Arson may have sparked blazes
Yiannis Artopios, a fire service spokesperson on Rhodes, told Greek television network Skai TV that authorities are currently questioning suspected arsonists.
“Fires are not sparked on their own,” he told Skai TV. “They are triggered by the human hand, be it intentionally or not. We currently have several people being questioned in connection with their probable involvement.”
In Corfu, the region’s deputy mayor for tourism and construction told the BBC the fires there were started by “a group of people.” Chariton Koutscouris said officials had a “suspicion” fires would be started this weekend.
Officials are said to have been warned on Friday by the fire department chief that someone who started two fires last week would start another.
“He was right,” Koutscouris said, adding that the apparent arsonists “get pleasure out of this with the pain of the other people.”
Locals pitch in to help stranded tourists
Thousands of tourists who were forced to evacuate from the hotels on Rhodes were temporarily sheltered in gyms and schools on the island, while many had already left Monday. There has also been a “huge wave” of solidarity and support from the inhabitants of the island, the Athens-Macedonia News Agency reported.
Around 8,000 tourists were staying in shelters in the villages of Rhodes with the assistance of hundreds of volunteers providing food, fruit, juices, water and other staples. Some locals opened their businesses and sent as many necessities as they could; supermarkets and mini-markets also opened to serve the stranded. Some residents even offered their own homes to host those in need, the agency reported.
‘Orange glow in the sky’: Tourists flee amid chaos
Acts of kindness were interspersed with less altruistic moments amid the fear and chaos of trying to escape the fires.

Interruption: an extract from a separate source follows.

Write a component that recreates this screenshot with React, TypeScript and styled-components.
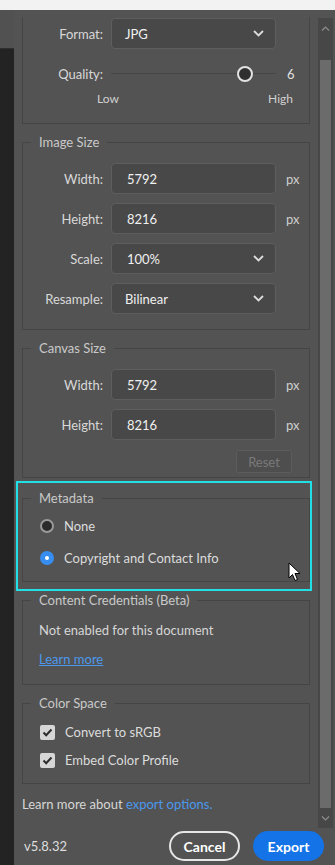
import React from "react";
import styled, { createGlobalStyle } from "styled-components";

const Global = createGlobalStyle`
  html, body { margin: 0; padding: 0; background: #535353; }
  body { font-family: Lato, "Open Sans", sans-serif; color: #d8d8d8; }
  * { box-sizing: border-box; }
`;

const Page = styled.div`
  width: 335px;
  height: 865px;
  display: flex;
  flex-direction: column;
  background: #535353;
  overflow: hidden;
`;

const TopStrip = styled.div`
  height: 10px;
  flex: none;
  background: #f2f2f2;
`;

const Body = styled.div`
  flex: 1;
  display: flex;
  min-height: 0;
`;

const LeftStrip = styled.div`
  width: 14px;
  flex: none;
  display: flex;
  flex-direction: column;
`;

const LeftTop = styled.div`
  height: 38px;
  background: #515151;
`;

const LeftDark = styled.div`
  flex: 1;
  background: #232323;
  border-top: 1px solid #2f2f2f;
`;

const Pane = styled.div`
  flex: 1;
  display: flex;
  flex-direction: column;
  min-width: 0;
`;

const ScrollArea = styled.div`
  height: 818px;
  flex: none;
  display: flex;
  position: relative;
`;

const Content = styled.div`
  width: 304px;
  padding: 7px 8px 0 8px;
  display: flex;
  flex-direction: column;
  overflow: hidden;
`;

const Scrollbar = styled.div`
  width: 17px;
  margin-top: 8px;
  display: flex;
  flex-direction: column;
  align-items: flex-start;
`;

const Track = styled.div`
  width: 15px;
  flex: 1;
  background: #474747;
  display: flex;
  flex-direction: column;
  align-items: center;
`;

const ArrowBox = styled.div`
  height: 20px;
  width: 15px;
  display: flex;
  align-items: center;
  justify-content: center;
  flex: none;
`;

const Thumb = styled.div`
  width: 11px;
  flex: 1;
  margin: 22px 0 0 0;
  background: #6b6b6b;
`;

const Group = styled.fieldset<{ $noTop?: boolean; $mt?: number; $pt?: number; $pb?: number }>`
  margin: ${(p) => p.$mt ?? 0}px 0 0 0;
  min-width: 0;
  border: 1px solid #454545;
  border-top: ${(p) => (p.$noTop ? "none" : "1px solid #454545")};
  padding: ${(p) => p.$pt ?? 0}px 0 ${(p) => p.$pb ?? 0}px 0;
  display: flex;
  flex-direction: column;
`;

const Legend = styled.legend`
  margin-left: 8px;
  padding: 0 8px;
  font-size: 13px;
  line-height: 16px;
  color: #c9c9c9;
`;

const Row = styled.div<{ $mt?: number }>`
  display: grid;
  grid-template-columns: 80px 165px auto;
  column-gap: 8px;
  align-items: center;
  height: 31px;
  margin-top: ${(p) => p.$mt ?? 0}px;
`;

const Label = styled.div`
  text-align: right;
  font-size: 13px;
  color: #d8d8d8;
`;

const Unit = styled.div`
  font-size: 13px;
  color: #cfcfcf;
  padding-left: 2px;
`;

const Field = styled.div<{ $pl?: number }>`
  height: 31px;
  background: #484848;
  border: 1px solid #5e5e5e;
  border-radius: 4px;
  display: flex;
  align-items: center;
  justify-content: space-between;
  padding: 0 11px 0 ${(p) => p.$pl ?? 15}px;
  font-size: 13px;
  color: #f0f0f0;
`;

const SliderTrack = styled.div`
  height: 16px;
  display: flex;
  align-items: center;
  position: relative;
`;

const SliderLine = styled.div`
  flex: 1;
  height: 1px;
  background: #464646;
`;

const SliderThumb = styled.div`
  position: absolute;
  left: 126px;
  top: 0;
  width: 16px;
  height: 16px;
  border-radius: 50%;
  border: 2px solid #e2e2e2;
  background: #2f2f2f;
`;

const Value = styled.div`
  font-size: 13px;
  color: #e0e0e0;
  padding-left: 3px;
`;

const ScaleLabels = styled.div`
  display: flex;
  justify-content: space-between;
  margin: 2px 0 0 74px;
  width: 196px;
  font-size: 12px;
  line-height: 16px;
  color: #d0d0d0;
`;

const ResetRow = styled.div`
  display: flex;
  justify-content: flex-end;
  padding-right: 17px;
  margin-top: 10px;
`;

const ResetButton = styled.div`
  width: 56px;
  height: 23px;
  border: 1px solid #5c5c5c;
  border-radius: 3px;
  background: #4e4e4e;
  color: #7a7a7a;
  font-size: 13px;
  display: flex;
  align-items: center;
  justify-content: center;
`;

const Highlight = styled.div`
  margin: 3px -2px 0 -6px;
  border: 2px solid #21dfe6;
  padding: 7px 0 7px 4px;
`;

const OptionRow = styled.div<{ $mt?: number }>`
  display: flex;
  align-items: center;
  gap: 10px;
  height: 20px;
  padding-left: 17px;
  margin-top: ${(p) => p.$mt ?? 0}px;
  font-size: 13px;
  color: #dcdcdc;
`;

const Radio = styled.div<{ $on?: boolean }>`
  width: 14px;
  height: 14px;
  border-radius: 50%;
  flex: none;
  display: flex;
  align-items: center;
  justify-content: center;
  background: ${(p) => (p.$on ? "#378ef0" : "#2b2b2b")};
  border: 2px solid ${(p) => (p.$on ? "#378ef0" : "#9a9a9a")};
`;

const RadioDot = styled.div`
  width: 4px;
  height: 4px;
  border-radius: 50%;
  background: #ffffff;
`;

const Check = styled.div`
  width: 15px;
  height: 15px;
  flex: none;
  border-radius: 2px;
  background: #d6d6d6;
  display: flex;
  align-items: center;
  justify-content: center;
`;

const TextLine = styled.div<{ $mt?: number }>`
  height: 20px;
  line-height: 20px;
  padding-left: 16px;
  margin-top: ${(p) => p.$mt ?? 0}px;
  font-size: 13px;
  color: #d6d6d6;
`;

const Link = styled.span`
  color: #4b98ec;
`;

const ULink = styled(Link)`
  text-decoration: underline;
`;

const AboutLine = styled.div`
  margin-top: 10px;
  height: 20px;
  line-height: 20px;
  font-size: 13px;
  color: #d6d6d6;
`;

const Footer = styled.div`
  flex: 1;
  display: flex;
  align-items: flex-start;
  padding: 3px 11px 0 10px;
`;

const Version = styled.div`
  flex: 1;
  font-size: 13px;
  line-height: 30px;
  color: #dedede;
`;

const Button = styled.div<{ $primary?: boolean }>`
  width: 71px;
  height: 30px;
  border-radius: 15px;
  display: flex;
  align-items: center;
  justify-content: center;
  font-size: 14px;
  font-weight: 700;
  color: #ffffff;
  background: ${(p) => (p.$primary ? "#1473e6" : "transparent")};
  border: 2px solid ${(p) => (p.$primary ? "#1473e6" : "#e6e6e6")};
  & + & {
    margin-left: 13px;
  }
`;

const Cursor = styled.svg`
  position: absolute;
  left: 274px;
  top: 552px;
`;

const Chevron = () => (
  <svg width="11" height="7" viewBox="0 0 11 7">
    <path d="M1 1 L5.5 5.5 L10 1" fill="none" stroke="#dcdcdc" strokeWidth="1.8" />
  </svg>
);

const SmallArrow = ({ up }: { up?: boolean }) => (
  <svg width="9" height="5" viewBox="0 0 9 5">
    <path d={up ? "M1 4.5 L4.5 1 L8 4.5" : "M1 0.5 L4.5 4 L8 0.5"} fill="none" stroke="#8c8c8c" strokeWidth="1.2" />
  </svg>
);

const Tick = () => (
  <svg width="11" height="9" viewBox="0 0 11 9">
    <path d="M1.5 4.5 L4.2 7.2 L9.5 1.5" fill="none" stroke="#2c2c2c" strokeWidth="2" />
  </svg>
);

export default function App() {
  return (
    <Page>
      <Global />
      <TopStrip />
      <Body>
        <LeftStrip>
          <LeftTop />
          <LeftDark />
        </LeftStrip>
        <Pane>
          <ScrollArea>
            <Content>
              <Group $noTop $pt={1} $pb={16}>
                <Row>
                  <Label>Format:</Label>
                  <Field $pl={13}>
                    JPG <Chevron />
                  </Field>
                </Row>
                <Row $mt={9}>
                  <Label>Quality:</Label>
                  <SliderTrack>
                    <SliderLine />
                    <SliderThumb />
                  </SliderTrack>
                  <Value>6</Value>
                </Row>
                <ScaleLabels>
                  <span>Low</span>
                  <span>High</span>
                </ScaleLabels>
              </Group>

              <Group $mt={10} $pt={13} $pb={15}>
                <Legend>Image Size</Legend>
                <Row>
                  <Label>Width:</Label>
                  <Field>5792</Field>
                  <Unit>px</Unit>
                </Row>
                <Row $mt={9}>
                  <Label>Height:</Label>
                  <Field>8216</Field>
                  <Unit>px</Unit>
                </Row>
                <Row $mt={9}>
                  <Label>Scale:</Label>
                  <Field>
                    100% <Chevron />
                  </Field>
                </Row>
                <Row $mt={9}>
                  <Label>Resample:</Label>
                  <Field $pl={13}>
                    Bilinear <Chevron />
                  </Field>
                </Row>
              </Group>

              <Group $mt={10} $pt={13} $pb={4}>
                <Legend>Canvas Size</Legend>
                <Row>
                  <Label>Width:</Label>
                  <Field>5792</Field>
                  <Unit>px</Unit>
                </Row>
                <Row $mt={9}>
                  <Label>Height:</Label>
                  <Field>8216</Field>
                  <Unit>px</Unit>
                </Row>
                <ResetRow>
                  <ResetButton>Reset</ResetButton>
                </ResetRow>
              </Group>

              <Highlight>
                <Group $pt={10} $pb={13}>
                  <Legend>Metadata</Legend>
                  <OptionRow>
                    <Radio />
                    None
                  </OptionRow>
                  <OptionRow $mt={12}>
                    <Radio $on>
                      <RadioDot />
                    </Radio>
                    Copyright and Contact Info
                  </OptionRow>
                </Group>
              </Highlight>

              <Group $mt={1} $pt={12} $pb={15}>
                <Legend>Content Credentials (Beta)</Legend>
                <TextLine>Not enabled for this document</TextLine>
                <TextLine $mt={9}>
                  <ULink>Learn more</ULink>
                </TextLine>
              </Group>

              <Group $mt={10} $pt={11} $pb={13}>
                <Legend>Color Space</Legend>
                <OptionRow>
                  <Check>
                    <Tick />
                  </Check>
                  Convert to sRGB
                </OptionRow>
                <OptionRow $mt={8}>
                  <Check>
                    <Tick />
                  </Check>
                  Embed Color Profile
                </OptionRow>
              </Group>

              <AboutLine>
                Learn more about <Link>export options.</Link>
              </AboutLine>
            </Content>
            <Scrollbar>
              <Track>
                <ArrowBox>
                  <SmallArrow up />
                </ArrowBox>
                <Thumb />
                <ArrowBox>
                  <SmallArrow />
                </ArrowBox>
              </Track>
            </Scrollbar>
            <Cursor width="13" height="20" viewBox="0 0 13 20">
              <path d="M1 1 L1 16 L4.5 12.5 L7 18.5 L9.5 17.5 L7 11.5 L12 11.5 Z" fill="#ffffff" stroke="#000000" strokeWidth="1" strokeLinejoin="round" />
            </Cursor>
          </ScrollArea>
          <Footer>
            <Version>v5.8.32</Version>
            <Button>Cancel</Button>
            <Button $primary>Export</Button>
          </Footer>
        </Pane>
      </Body>
    </Page>
  );
}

Ian Murison, a businessman from London on vacation in southern Rhodes with his wife and 12-year-old son, said there was only one bus waiting to take guests away from the flames approaching their hotel, which had a capacity for 1,200. So Murison and his family walked about 2 miles under a cloud of ash to a beach where they waited with thousands of others to be evacuated by bus or boat.
“You could see an orange glow in the sky … big balls of fire going into the sky,” Murison said, describing the jostling to jam into small boats arriving to take evacuees away. “It didn’t matter if you had children, adults were fighting to get on next. It was very, very stressful.”
Opposition party lays blame on government
Mitsotakis pledged that whatever burns down will be rebuilt and those affected will be compensated. The leader of the Socialist opposition party, Nikos Androulakis, told the Athens-Macedonia News Agency the government must take responsibility for the “immeasurable” disaster the nation faces.
“From the ‘all are under control,’ we reached the point where properties are lost and thousands of tourists (are told to) leave from the hotels, and the locals to evacuate their houses,” Androulakis said.
Wildfires and a dangerously hot airport tarmac in Italy
Wildfires have also been breaking out in southern Italy, where temperatures have hovered above 100 degrees Fahrenheit and past the 110 mark for weeks.
Firefighters tried Monday to control a wind-fed brush fire near Palermo in Sicily and also faced several other blazes on the Mediterranean island, including near the seaside tourist resort of Cefalu. Wildfires also ignited in Calabria, including in the Aspromonte mountains.
Another Italian island, Sardinia, was confronting a different set of weather-related issues. Flights from Milan, Paris and Amsterdam had to be diverted to other airports on the Mediterranean island Monday afternoon because the temperature on the tarmac at Olbia in the northeast was considered too dangerous at more than 116 degrees, RAI state TV reported.